The Chancellor has carefully considered the subject, and has come to the conclusion that it would be establishing an inconvenient and embarrassing precedent to grant the application. There may have been some surprise in the matter, but I am fully persuaded, nothing was done by the parties, or their counsel, on either side, which can be regarded as indicating a disposition to secure an unfair advantage. Unless something of this sort is shown, and in the absence of any imputation against the capacity or fidelity of the trustees, it seems to me, upon mature reflection, it would be wrong to open the decree.
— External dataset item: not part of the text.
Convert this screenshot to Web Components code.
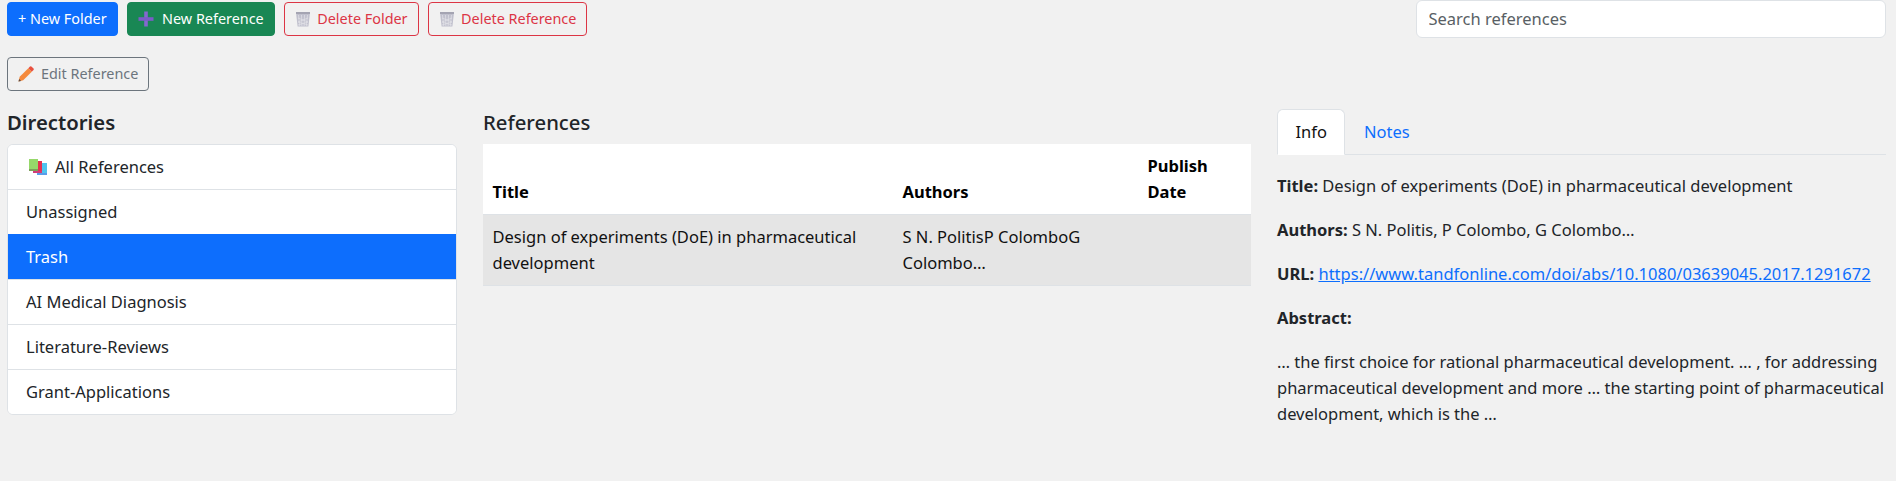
<!DOCTYPE html>
<html>
<head>
<meta charset="utf-8">
<title>References</title>
<style>
  html, body { margin: 0; height: 100%; }
  body { background: #f1f1f1; font-family: "Noto Sans", "Open Sans", sans-serif; font-size: 16.5px; color: #212529; overflow: hidden; }
</style>
</head>
<body>
<ref-app></ref-app>
<script>
// icons, drawn to look like the emoji in the original
const ICONS = {
  plus: `<svg width="16" height="16" viewBox="0 0 16 16"><rect x="6.200" y="0.500" width="3.600" height="15" fill="#8468cf"/><rect x="0.500" y="6.200" width="15" height="3.600" fill="#7b5cc8"/></svg>`,
  trash: `<svg width="16" height="16" viewBox="0 0 16 16"><path d="M1 1.500h14l-1.600 14h-10.800z" fill="#c0c0cd"/><rect x="1" y="1" width="14" height="2" fill="#a4a4b2"/><path d="M3.500 4l1.200 11M6.500 4l.4 11M9.500 4l-.4 11M12.500 4l-1.200 11M3 7l10 4M13 7l-10 4M3 11l10 3M13 11l-10 3" stroke="#e2e2e8" stroke-width=".7" fill="none"/></svg>`,
  pencil: `<svg width="16" height="16" viewBox="0 0 16 16"><path d="M0.500 15.500l1.200-4.700 8.600-8.600 3.500 3.500-8.600 8.600z" fill="#f58a3c"/><path d="M0.500 15.500l.6-2.600 2 2z" fill="#5a4a42"/><path d="M10.300 2.200l1.700-1.700a1 1 0 0 1 1.400 0l2.100 2.100a1 1 0 0 1 0 1.400l-1.700 1.700z" fill="#e8503f"/></svg>`,
  books: `<svg width="18" height="16" viewBox="0 0 18 16"><rect x="8" y="4" width="10" height="12" fill="#5b9be8"/><rect x="9" y="4" width="9" height="10" fill="#4fc3ee"/><rect x="4" y="2" width="9" height="12" fill="#d23c78"/><rect x="5" y="2" width="8" height="10" fill="#e5304f"/><rect x="0" y="0" width="9" height="12" fill="#7d9e5a"/><rect x="0" y="0" width="9" height="10" fill="#96d86a"/></svg>`
};

const buttonTemplate = document.createElement('template');
buttonTemplate.innerHTML = `
<style>
  :host { display: inline-block; }
  button {
    box-sizing: border-box;
    display: flex;
    align-items: center;
    gap: 8px;
    height: 34px;
    padding: 0 10px;
    font-family: inherit;
    font-size: 14.400px;
    line-height: 20px;
    white-space: nowrap;
    border: 1px solid transparent;
    border-radius: 4px;
    background: transparent;
  }
  :host([variant="primary"]) button { background: #0d6efd; border-color: #0d6efd; color: #fff; }
  :host([variant="success"]) button { background: #198754; border-color: #198754; color: #fff; }
  :host([variant="danger"]) button { border-color: #dc3545; color: #dc3545; gap: 6px; }
  :host([variant="secondary"]) button { border-color: #6c757d; color: #6c757d; gap: 7px; }
  .icon { display: flex; }
  .icon:empty { display: none; }
</style>
<button><span class="icon"></span><slot></slot></button>
`;

class RefButton extends HTMLElement {
  constructor() {
    super();
    this.attachShadow({ mode: 'open' });
    this.shadowRoot.appendChild(buttonTemplate.content.cloneNode(true));
  }

  connectedCallback() {
    const name = this.getAttribute('icon');
    this.shadowRoot.querySelector('.icon').innerHTML = name ? ICONS[name] : '';
  }
}
customElements.define('ref-button', RefButton);

const searchTemplate = document.createElement('template');
searchTemplate.innerHTML = `
<style>
  :host { display: block; }
  input {
    box-sizing: border-box;
    display: block;
    width: 100%;
    height: 38px;
    padding: 0 12px 2px;
    font-family: inherit;
    font-size: 16.500px;
    background: #fff;
    border: 1px solid #dee2e6;
    border-radius: 6px;
    outline: none;
  }
  input::placeholder { color: #595f65; opacity: 1; }
</style>
<input type="text" placeholder="Search references">
`;

class RefSearch extends HTMLElement {
  constructor() {
    super();
    this.attachShadow({ mode: 'open' });
    this.shadowRoot.appendChild(searchTemplate.content.cloneNode(true));
  }
}
customElements.define('ref-search', RefSearch);

const itemTemplate = document.createElement('template');
itemTemplate.innerHTML = `
<style>
  :host {
    display: flex;
    align-items: center;
    gap: 8px;
    box-sizing: border-box;
    height: 45px;
    padding: 0 18px 2px;
    background: #fff;
    border-top: 1px solid #dee2e6;
    margin: 0 -1px;
    border-left: 1px solid #dee2e6;
    border-right: 1px solid #dee2e6;
  }
  :host(:first-child) { border-top: 0; height: 44px; padding-left: 21px; }
  :host([active]) { background: #0d6efd; color: #fff; border-color: #0d6efd; }
  .icon { display: flex; margin-top: 1px; }
  .icon:empty { display: none; }
</style>
<span class="icon"></span><slot></slot>
`;

class DirItem extends HTMLElement {
  constructor() {
    super();
    this.attachShadow({ mode: 'open' });
    this.shadowRoot.appendChild(itemTemplate.content.cloneNode(true));
  }

  connectedCallback() {
    const name = this.getAttribute('icon');
    this.shadowRoot.querySelector('.icon').innerHTML = name ? ICONS[name] : '';
  }
}
customElements.define('dir-item', DirItem);

const listTemplate = document.createElement('template');
listTemplate.innerHTML = `
<style>
  :host { display: block; }
  h2 { margin: 0; height: 35px; font-size: 20.300px; line-height: 26px; font-weight: 600; }
  .list {
    box-sizing: border-box;
    background: #fff;
    border: 1px solid #dee2e6;
    border-radius: 6px;
    overflow: hidden;
  }
</style>
<h2>Directories</h2>
<div class="list"><slot></slot></div>
`;

class DirList extends HTMLElement {
  constructor() {
    super();
    this.attachShadow({ mode: 'open' });
    this.shadowRoot.appendChild(listTemplate.content.cloneNode(true));
  }
}
customElements.define('dir-list', DirList);

const tableTemplate = document.createElement('template');
tableTemplate.innerHTML = `
<style>
  :host { display: block; }
  h2 { margin: 0; height: 35px; font-size: 20.300px; line-height: 26px; font-weight: 500; }
  table { width: 100%; border-collapse: collapse; table-layout: fixed; background: #fff; }
  th, td { padding: 9px 9.500px; line-height: 26px; text-align: left; color: #000; }
  th { vertical-align: bottom; font-weight: 700; border-bottom: 1px solid #dee2e6; }
  td { vertical-align: top; background: #e5e5e5; border-bottom: 1px solid #dee2e6; color: #111; }
</style>
<h2>References</h2>
<table>
  <colgroup><col style="width:410px"><col style="width:245px"><col></colgroup>
  <thead><tr><th>Title</th><th>Authors</th><th>Publish Date</th></tr></thead>
  <tbody><tr>
    <td>Design of experiments (DoE) in pharmaceutical development</td>
    <td>S N. PolitisP ColomboG Colombo…</td>
    <td></td>
  </tr></tbody>
</table>
`;

class RefTable extends HTMLElement {
  constructor() {
    super();
    this.attachShadow({ mode: 'open' });
    this.shadowRoot.appendChild(tableTemplate.content.cloneNode(true));
  }
}
customElements.define('ref-table', RefTable);

const detailTemplate = document.createElement('template');
detailTemplate.innerHTML = `
<style>
  :host { display: block; }
  .tabs { display: flex; height: 46px; box-sizing: border-box; border-bottom: 1px solid #dee2e6; margin-bottom: 18px; }
  .tab { box-sizing: border-box; height: 46px; padding: 0 17.500px 2px; display: flex; align-items: center; border: 1px solid transparent; color: #0d6efd; }
  .tab.active { background: #fff; color: #111; border-color: #dee2e6 #dee2e6 #fff; border-radius: 6px 6px 0 0; }
  p { margin: 0 0 18px; line-height: 26px; }
  b { font-weight: 700; }
  a { color: #0d6efd; text-decoration: underline; }
</style>
<div class="tabs"><div class="tab active">Info</div><div class="tab">Notes</div></div>
<p><b>Title:</b> Design of experiments (DoE) in pharmaceutical development</p>
<p><b>Authors:</b> S N. Politis, P Colombo, G Colombo…</p>
<p><b>URL:</b> <a href="#">https://www.tandfonline.com/doi/abs/10.1080/03639045.2017.1291672</a></p>
<p><b>Abstract:</b></p>
<p>… the first choice for rational pharmaceutical development. … , for addressing pharmaceutical development and more … the starting point of pharmaceutical development, which is the …</p>
`;

class RefDetail extends HTMLElement {
  constructor() {
    super();
    this.attachShadow({ mode: 'open' });
    this.shadowRoot.appendChild(detailTemplate.content.cloneNode(true));
  }
}
customElements.define('ref-detail', RefDetail);

const appTemplate = document.createElement('template');
appTemplate.innerHTML = `
<style>
  :host { display: block; padding: 0 10.500px 0 7px; }
  .top { display: flex; justify-content: space-between; align-items: flex-start; }
  .actions { display: flex; gap: 9.500px; padding-top: 2px; }
  .search { width: 470px; }
  .edit { display: flex; margin-top: 19px; }
  .columns { display: grid; grid-template-columns: 450px 768px 1fr; column-gap: 26px; margin-top: 18px; }
</style>
<div class="top">
  <div class="actions">
    <ref-button variant="primary">+ New Folder</ref-button>
    <ref-button variant="success" icon="plus">New Reference</ref-button>
    <ref-button variant="danger" icon="trash">Delete Folder</ref-button>
    <ref-button variant="danger" icon="trash">Delete Reference</ref-button>
  </div>
  <div class="search"><ref-search></ref-search></div>
</div>
<div class="edit"><ref-button variant="secondary" icon="pencil">Edit Reference</ref-button></div>
<div class="columns">
  <dir-list>
    <dir-item icon="books">All References</dir-item>
    <dir-item>Unassigned</dir-item>
    <dir-item active>Trash</dir-item>
    <dir-item>AI Medical Diagnosis</dir-item>
    <dir-item>Literature-Reviews</dir-item>
    <dir-item>Grant-Applications</dir-item>
  </dir-list>
  <ref-table></ref-table>
  <ref-detail></ref-detail>
</div>
`;

class RefApp extends HTMLElement {
  constructor() {
    super();
    this.attachShadow({ mode: 'open' });
    this.shadowRoot.appendChild(appTemplate.content.cloneNode(true));
  }
}
customElements.define('ref-app', RefApp);
</script>
</body>
</html>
The petitioners’ counsel, though not one of the trustees to make the sale, will, of course, observe the proceedings of those who are, and will, with his accustomed ability and diligence, superintend the interests of his clients, and, therefore, I can see no substantial ground upon which the decree can be disturbed. That the parties whose rights are to be affected will be likely to suffer, is not alleged, and hence, as I conceive, the prayer of the petition cannot be granted. The Chancellor thinks he can only look to the interests of the parties to the suit, arid, *430that unless some ground touching their rights can be shown, he would be making a bad precedent by opening a decree for the purpose asked.

John H. B. Latrobe for Petitioners. Joseph J. Speed and Henry Webster for the Decree.

Upon the whole, he thinks, the petition must be dismissed, and the trustees left at liberty to proceed, but under the circumstances of the case, costs will not be allowed.